_SET EXERCISE_
Retype the whole listing verbatim and keep the pictures out of it.
═══ SOURCE EXCERPT
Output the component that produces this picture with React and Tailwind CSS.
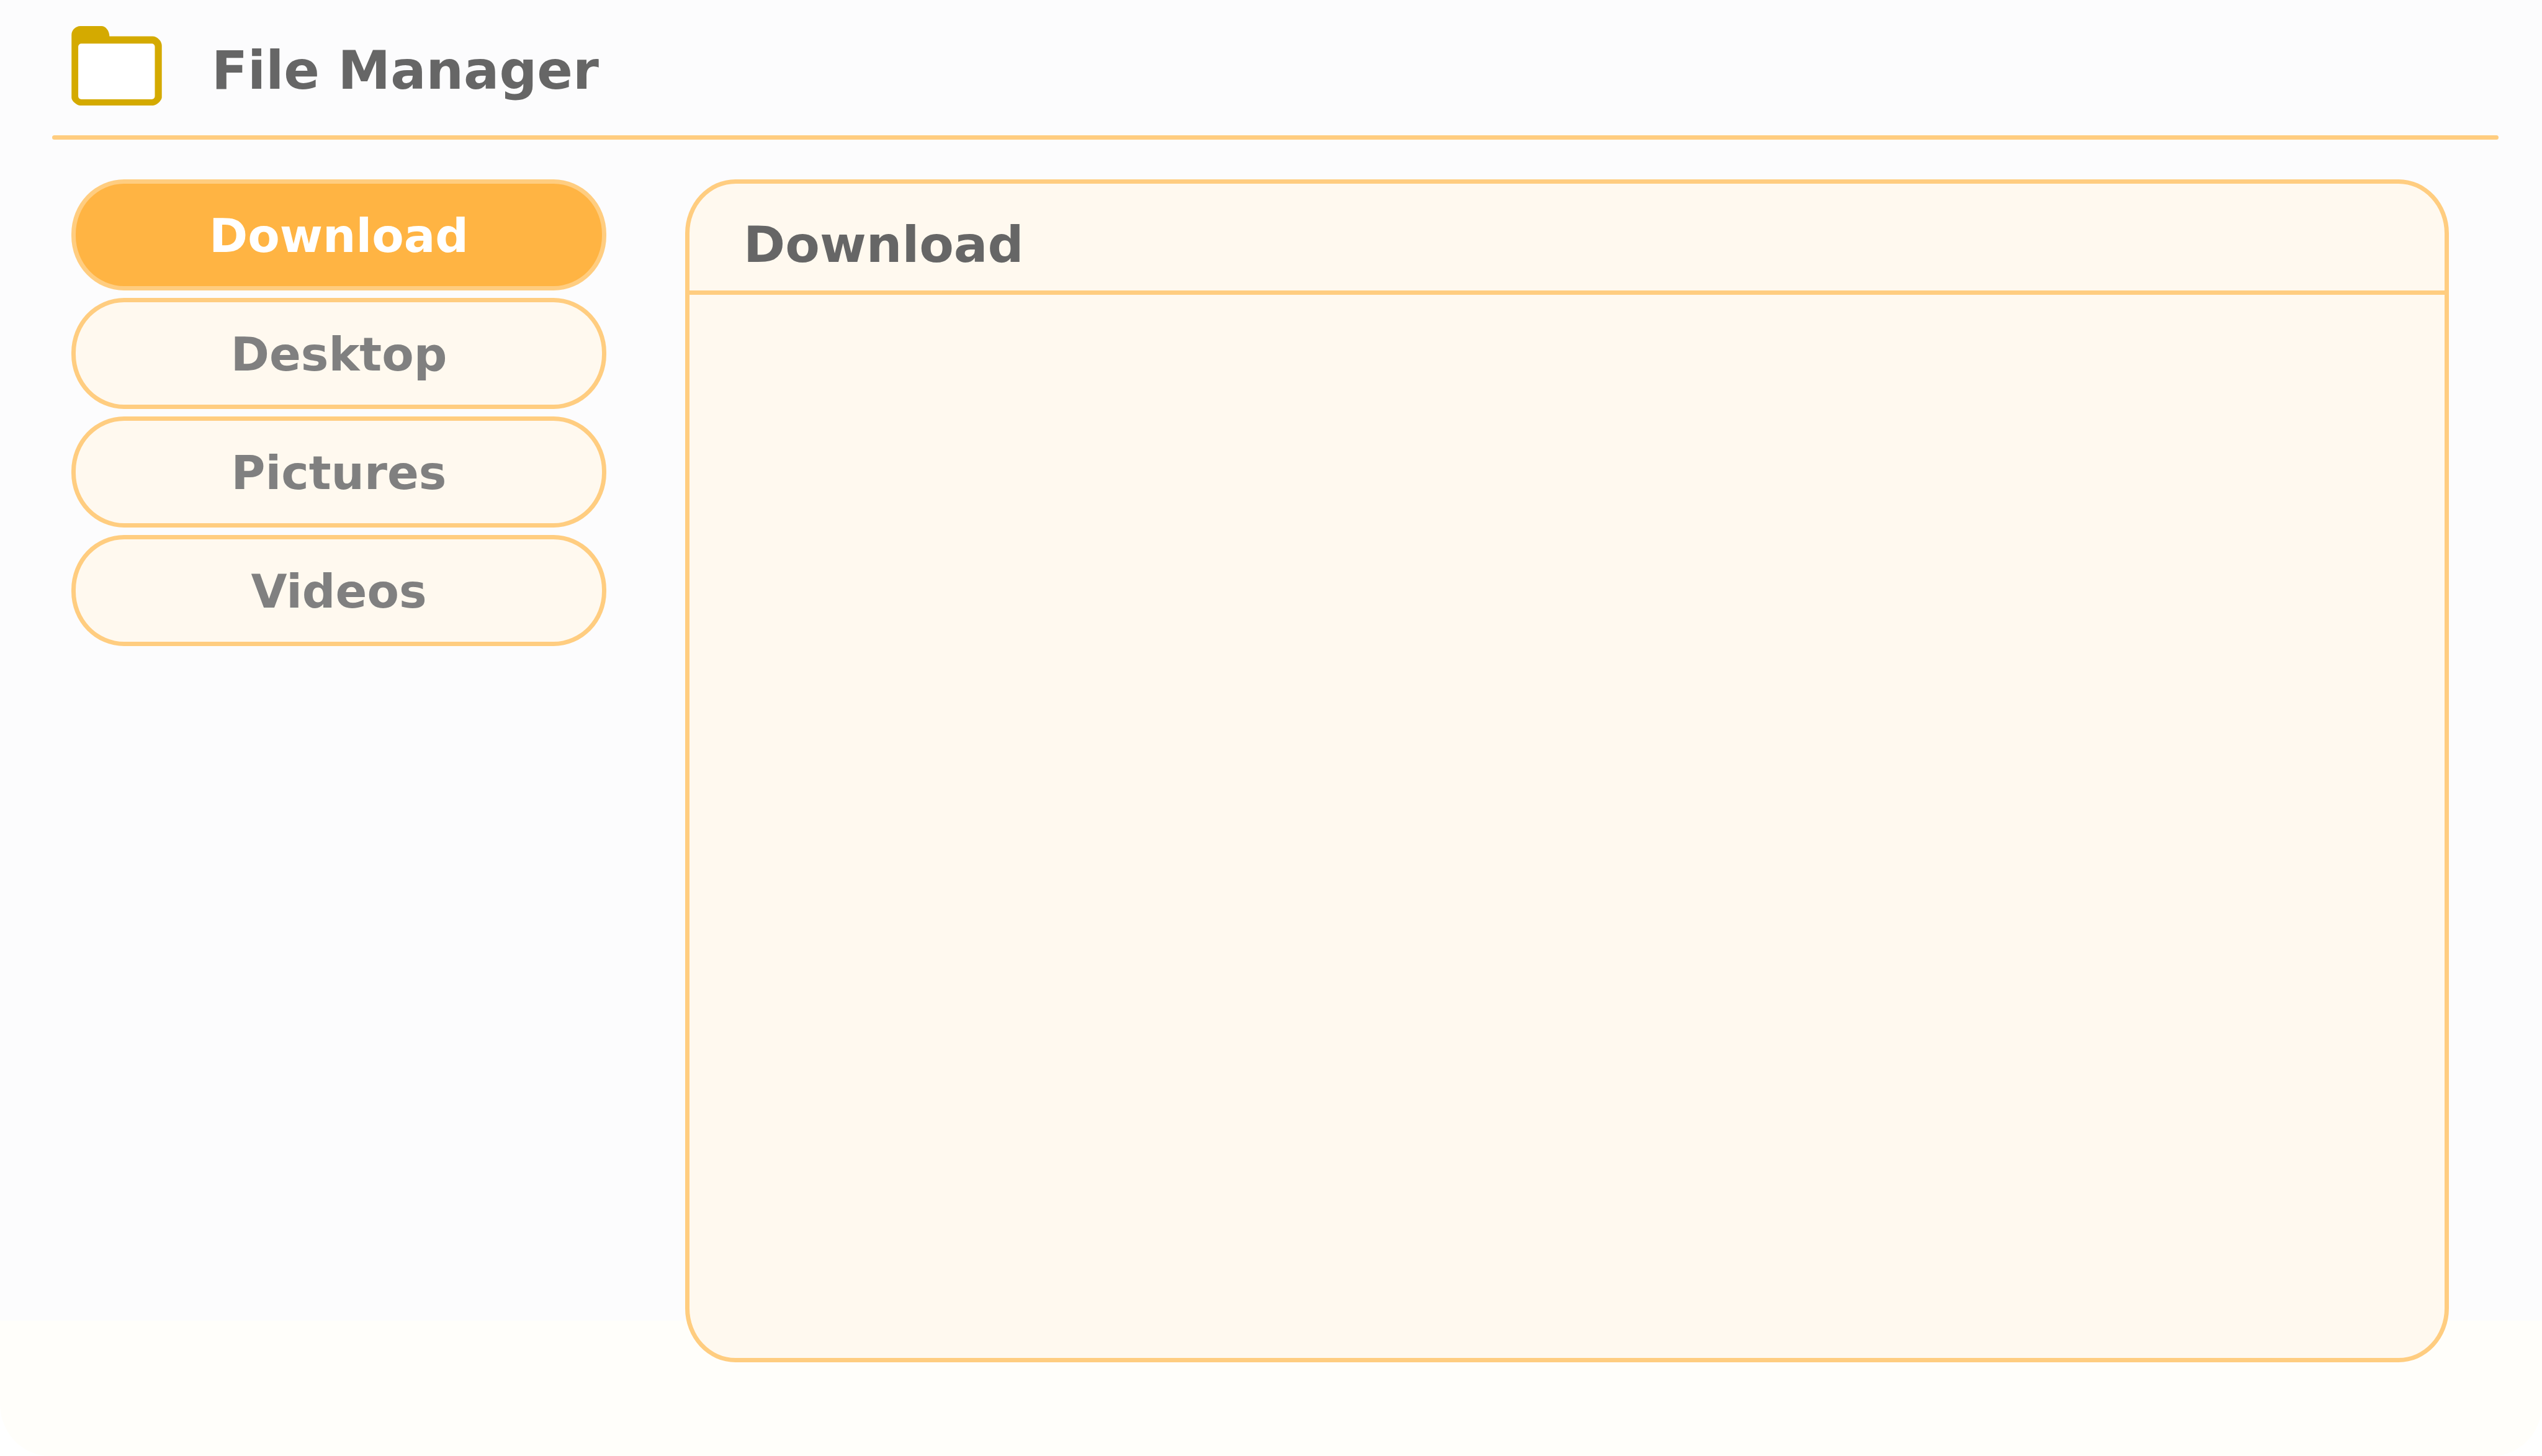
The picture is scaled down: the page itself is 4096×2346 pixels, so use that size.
import { useState } from "react";

const folders = ["Download", "Desktop", "Pictures", "Videos"];

function FolderIcon() {
  return (
    <svg viewBox="0 0 175 154" className="h-[128px] w-[146px] shrink-0" aria-hidden="true">
      <path
        fill="#d4aa00"
        d="M17 0H58C66 0 73.500 9 73.500 20H157C166 20 175 29 175 38V138C175 144 165 154 158 154H17C10 154 0 145 0 139V17C0 8 8 0 17 0Z"
      />
      <rect x="13" y="34" width="148.500" height="108" rx="6" fill="#fff" />
    </svg>
  );
}

export default function App() {
  const [active, setActive] = useState("Download");

  return (
    <div className="h-screen bg-white font-['DejaVu_Sans',Verdana,sans-serif] font-bold">
      <div className="flex h-full flex-col rounded-b-[80px_84px] bg-[linear-gradient(to_bottom,#fcfcfd_calc(100%-218px),#fffefa_calc(100%-218px))] pr-[70px] pb-[151px] pl-[84px]">
        <header className="flex h-[218px] shrink-0 items-start gap-[80px] pt-[42px] pl-[31px]">
          <FolderIcon />
          <h1 className="pt-[20px] text-[85px] leading-[104px] whitespace-nowrap text-[#666666]">File Manager</h1>
        </header>
        <div className="h-[7px] shrink-0 rounded-full bg-[#ffcd80]" />

        <div className="flex min-h-0 flex-1 gap-[127px] pt-[64px] pr-[80px] pl-[31px]">
          <nav className="flex w-[862px] shrink-0 flex-col gap-3" aria-label="Folders">
            {folders.map((name) => (
              <button
                key={name}
                type="button"
                aria-pressed={name === active}
                onClick={() => setActive(name)}
                className={`h-[179px] rounded-[85px_/_88px] border-[7px] border-[#ffcd80] pt-[3px] text-center text-[75px] leading-[90px] ${
                  name === active ? "bg-[#ffb443] text-white" : "bg-[#fff9ef] text-[#808080]"
                }`}
              >
                {name}
              </button>
            ))}
          </nav>

          <main className="flex min-w-0 flex-1 flex-col rounded-[81px_/_87px] border-[7px] border-[#ffcd80] bg-[#fff9ef]">
            <h2 className="h-[179px] shrink-0 border-b-[7px] border-[#ffcd80] pt-[50px] pl-[87px] text-[81px] leading-[96px] text-[#666666]">
              {active}
            </h2>
          </main>
        </div>
      </div>
    </div>
  );
}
══════
_WRITTEN REPLY_
Output the component that produces this picture with React and Tailwind CSS.
The picture is scaled down: the page itself is 4096×2346 pixels, so use that size.
import { useState } from "react";

const folders = ["Download", "Desktop", "Pictures", "Videos"];

function FolderIcon() {
  return (
    <svg viewBox="0 0 175 154" className="h-[128px] w-[146px] shrink-0" aria-hidden="true">
      <path
        fill="#d4aa00"
        d="M17 0H58C66 0 73.500 9 73.500 20H157C166 20 175 29 175 38V138C175 144 165 154 158 154H17C10 154 0 145 0 139V17C0 8 8 0 17 0Z"
      />
      <rect x="13" y="34" width="148.500" height="108" rx="6" fill="#fff" />
    </svg>
  );
}

export default function App() {
  const [active, setActive] = useState("Download");

  return (
    <div className="h-screen bg-white font-['DejaVu_Sans',Verdana,sans-serif] font-bold">
      <div className="flex h-full flex-col rounded-b-[80px_84px] bg-[linear-gradient(to_bottom,#fcfcfd_calc(100%-218px),#fffefa_calc(100%-218px))] pr-[70px] pb-[151px] pl-[84px]">
        <header className="flex h-[218px] shrink-0 items-start gap-[80px] pt-[42px] pl-[31px]">
          <FolderIcon />
          <h1 className="pt-[20px] text-[85px] leading-[104px] whitespace-nowrap text-[#666666]">File Manager</h1>
        </header>
        <div className="h-[7px] shrink-0 rounded-full bg-[#ffcd80]" />

        <div className="flex min-h-0 flex-1 gap-[127px] pt-[64px] pr-[80px] pl-[31px]">
          <nav className="flex w-[862px] shrink-0 flex-col gap-3" aria-label="Folders">
            {folders.map((name) => (
              <button
                key={name}
                type="button"
                aria-pressed={name === active}
                onClick={() => setActive(name)}
                className={`h-[179px] rounded-[85px_/_88px] border-[7px] border-[#ffcd80] pt-[3px] text-center text-[75px] leading-[90px] ${
                  name === active ? "bg-[#ffb443] text-white" : "bg-[#fff9ef] text-[#808080]"
                }`}
              >
                {name}
              </button>
            ))}
          </nav>

          <main className="flex min-w-0 flex-1 flex-col rounded-[81px_/_87px] border-[7px] border-[#ffcd80] bg-[#fff9ef]">
            <h2 className="h-[179px] shrink-0 border-b-[7px] border-[#ffcd80] pt-[50px] pl-[87px] text-[81px] leading-[96px] text-[#666666]">
              {active}
            </h2>
          </main>
        </div>
      </div>
    </div>
  );
}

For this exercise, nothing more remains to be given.